Other All Blacks who appeared in the Nathan-Walsh match were:
• Auckland centre Ron Rangi, who played 10 tests, scoring three tries. He was known for having issues with New Zealand Rugby Football Union officials and was once suspended from rugby for unspecified reasons. Rangi was awarded the Tom French Cup, still a prestigious award today, for Best Maori Player in 1964 and 1965. Walsh, Nathan and Herewini also won the Tom French Cup twice.
• Bay of Plenty’s Fijian-born 1967 All Black lock Arthur Jennings. Onlooker said Jennings was “the best forward on the field”.
Maori All Blacks who played in the match included Poverty Bay’s own Sonny Rutene. He played 10 games for New Zealand Maori, including a match against the 1959 British Lions. Rutene also played for Poverty Bay-East Coast against the Lions in 1959 and 1966, and was the third Bay player to play 100 first-class matches.
Other Maori All Blacks to play in the game included:
— Alby Prior, a star player of his era despite being controversially overlooked by the All Black selectors. He played 85 games for Auckland from 1956 to 1964.
— Auckland and Bay of Plenty representative Jim Maniapoto who, according to Onlooker, “showed a lot of pace and one crushing run”, and his brother Huri. A third brother, Manu, also played for the Maori All Blacks.
— Waikato prop John Porima.
Another local talent who appeared was fullback Haupai Henare, who played the previous season for the Fred Allen-coached Auckland side who lost the Ranfurly Shield in 1963 after 26 defences.
Onlooker wrote that Henare “looked more venturesome on attack than he had looked in previous Gisborne appearances”.
The GMC player was selected later in 1964 for the New Zealand Under-23 tour of Australia. He kicked 43 points in five games to be the top scorer of the tour.
Henare was an All Black trialist in 1965 and also played for East Coast and King Country.
Two other players from the match, subsequently better known outside of rugby, were noted woodchopper Rugby Edwards and future New Zealand First leader and deputy prime minister Winston Peters.
Edwards, who played prop for the Pat Walsh XV, broke the world record for the standing 12-inch chop in Gisborne only two months before the match.

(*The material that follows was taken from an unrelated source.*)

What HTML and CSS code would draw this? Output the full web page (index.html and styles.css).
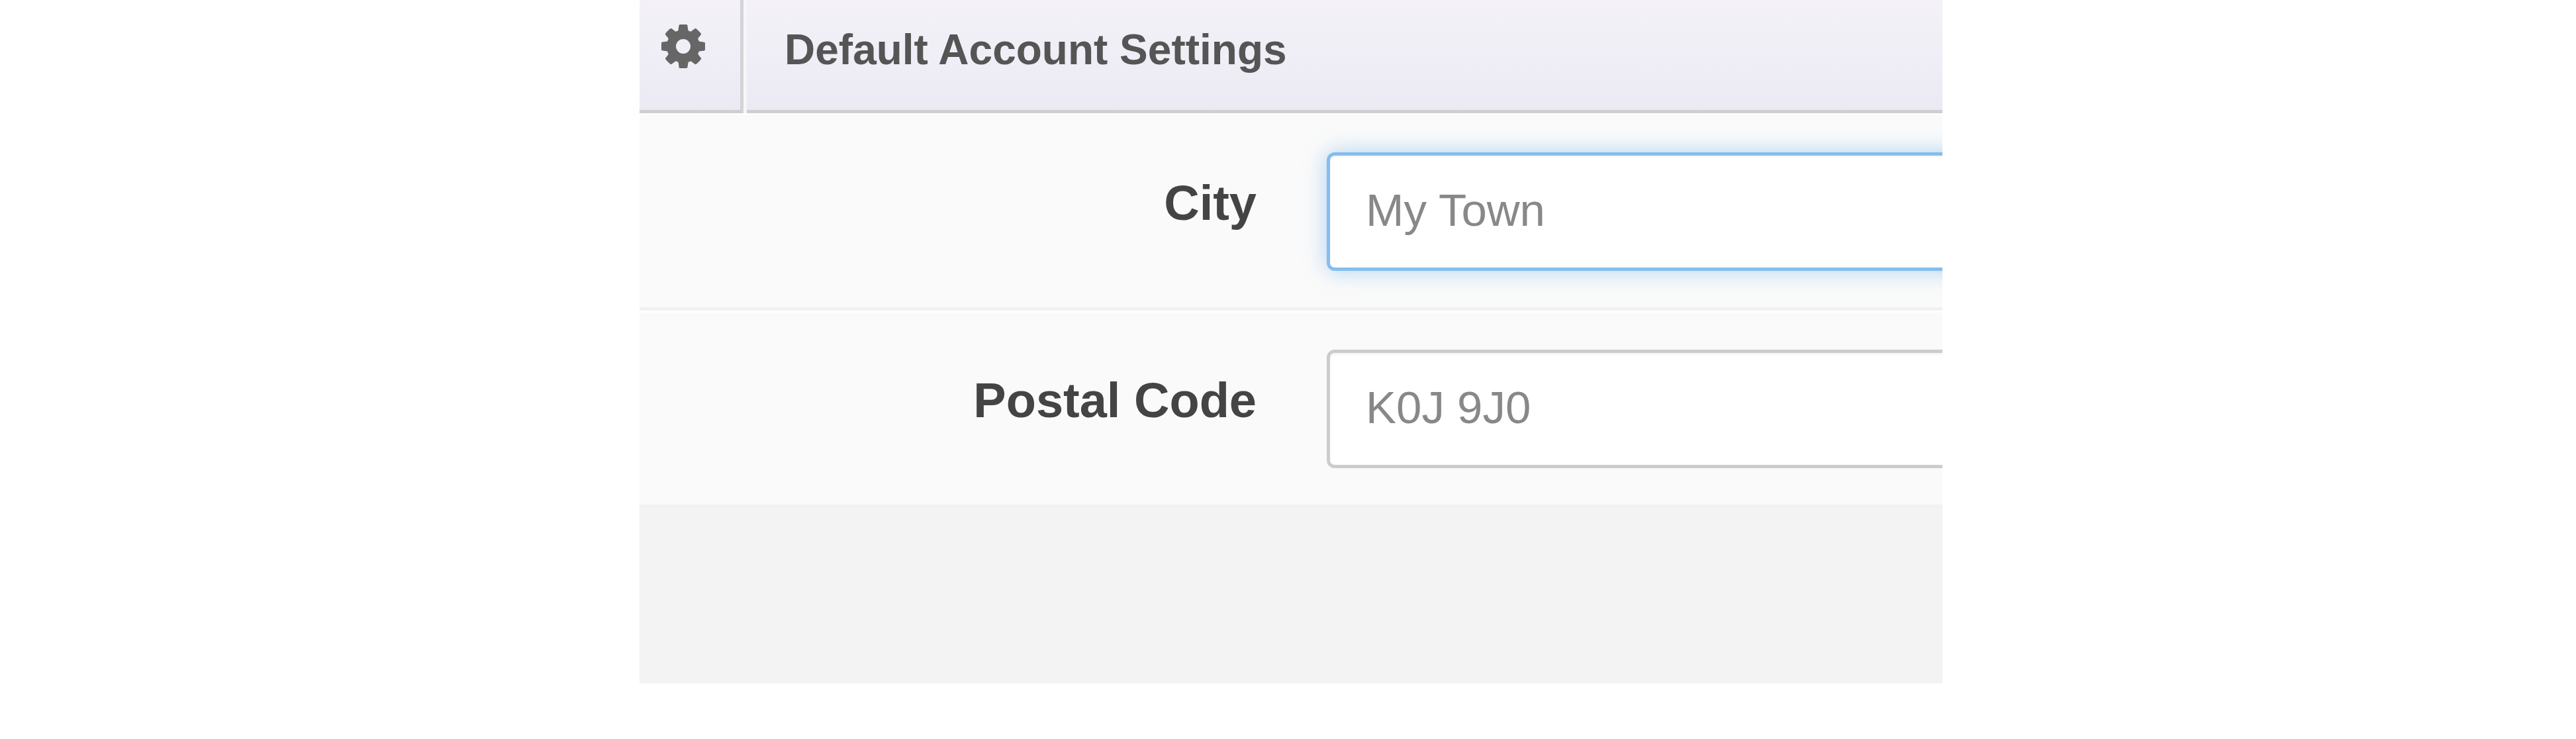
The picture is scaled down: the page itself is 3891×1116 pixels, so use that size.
FILE: index.html
```html
<!DOCTYPE html>
<html lang="en">
<head>
    <meta charset="UTF-8">
    <title>Default Account Settings</title>
    <link rel="stylesheet" href="styles.css">
</head>
<body>
    <div class="panel">
        <div class="panel-head">
            <div class="head-icon">
                <svg class="gear" viewBox="0 0 1536 1536" aria-hidden="true">
                    <path d="M1024 768q0-106-75-181t-181-75-181 75-75 181 75 181 181 75 181-75 75-181zm512-109v222q0 12-8 23t-20 13l-185 28q-19 54-39 91 35 50 107 138 10 12 10 25t-9 23q-27 37-99 108t-94 71q-12 0-26-9l-138-108q-44 23-91 38-16 136-29 186-7 28-36 28h-222q-14 0-24.500-8.500t-11.500-21.500l-28-184q-49-16-90-37l-141 107q-10 9-25 9-14 0-25-11-126-114-165-168-7-10-7-23 0-12 8-23 15-21 51-66.500t54-70.500q-27-50-41-99l-183-27q-13-2-21-12.500t-8-23.500v-222q0-12 8-23t19-13l186-28q14-46 39-92-40-57-107-138-10-12-10-24 0-10 9-23 26-36 98.500-107.500t94.500-71.500q13 0 26 10l138 107q44-23 91-38 16-136 29-186 7-28 36-28h222q14 0 24.500 8.500t11.500 21.500l28 184q49 16 90 37l142-107q9-9 24-9 13 0 25 10 129 119 165 170 7 8 7 22 0 12-8 23-15 21-51 66.500t-54 70.500q26 50 41 98l183 28q13 2 21 12.500t8 23.500z"/>
                </svg>
            </div>
            <h1 class="head-title">Default Account Settings</h1>
        </div>
        <div class="form-row">
            <label class="form-label" for="city">City</label>
            <input id="city" class="form-input is-focus" type="text" placeholder="My Town" />
        </div>
        <div class="form-row">
            <label class="form-label" for="postal">Postal Code</label>
            <input id="postal" class="form-input" type="text" placeholder="K0J 9J0" />
        </div>
    </div>
</body>
</html>
```

FILE: styles.css
```css
body {
    margin: 0;
    padding: 0;
    background-color: #fff;
    font-family: "Liberation Sans", Arial, sans-serif;
}

.panel {
    width: 1968px;
    height: 1032px;
    margin-left: 966px;
    background-color: #f3f3f3;
    overflow: hidden;
}

.panel-head {
    display: flex;
    height: 171px;
    background-color: #f6f5fa;
}

.head-icon {
    box-sizing: border-box;
    display: flex;
    align-items: center;
    justify-content: center;
    width: 157px;
    padding: 0 20px 26px 0;
    background: linear-gradient(to bottom, #f4f2f8, #ebe9f3);
    border-right: 5px solid #d4d3d8;
    border-bottom: 5px solid #cfcfd2;
}

.gear {
    width: 66px;
    height: 66px;
    fill: #666;
}

.head-title {
    box-sizing: border-box;
    flex: 1;
    margin: 0 0 0 5px;
    padding-left: 57px;
    line-height: 150px;
    font-size: 64px;
    font-weight: bold;
    color: #555;
    background: linear-gradient(to bottom, #f4f2f8, #ebe9f3);
    border-bottom: 5px solid #cfcfd2;
}

.form-row {
    display: flex;
    align-items: flex-start;
    padding: 56px 0 55px;
    background-color: #fafafa;
    border-top: 3px solid #fff;
    border-bottom: 5px solid #f1f1f1;
}

.form-label {
    flex-shrink: 0;
    box-sizing: border-box;
    width: 932px;
    text-align: right;
    font-size: 74px;
    font-weight: bold;
    line-height: 153px;
    color: #444;
}

.form-input {
    flex-shrink: 0;
    box-sizing: border-box;
    width: 1100px;
    height: 179px;
    margin-left: 106px;
    padding: 0 54px 4px;
    border: 5px solid #ccc;
    border-radius: 12px;
    background-color: #fff;
    box-shadow: inset 0 3px 3px rgba(0, 0, 0, 0.04);
    font-family: "Liberation Sans", Arial, sans-serif;
    font-size: 69px;
}

.form-input::placeholder {
    color: #888;
    opacity: 1;
}

.is-focus {
    border-color: #85bdee;
    box-shadow: inset 0 3px 3px rgba(0, 0, 0, 0.04), 0 0 32px rgba(110, 175, 235, 0.55);
}
```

Peters, playing at centre for the Waka Nathan XV, scored two tries and “showed pace and enterprise”.
Two prominent Poverty Bay players who did not appear in the charity match were second five-eighth Johnny Collins and winger Pat Ransley.
The two toured Fiji later in 1964 with the Maori All Blacks. Both had good excuses for missing the big Gisborne match.
They were in Wellington helping their club side Marist defend the (North Island Marist) Spillane Cup.
Ransley scored two tries and Collins one (playing at centre) in their 23-6 semifinal victory over Rotorua Marist, but Gisborne Marist lost the final against Wellington Marist 32-6.
Collins went on to play one test against Australia in 1964 and two against the 1965 Springboks.
Ransley is still Poverty Bay’s record try-scorer with 25 tries.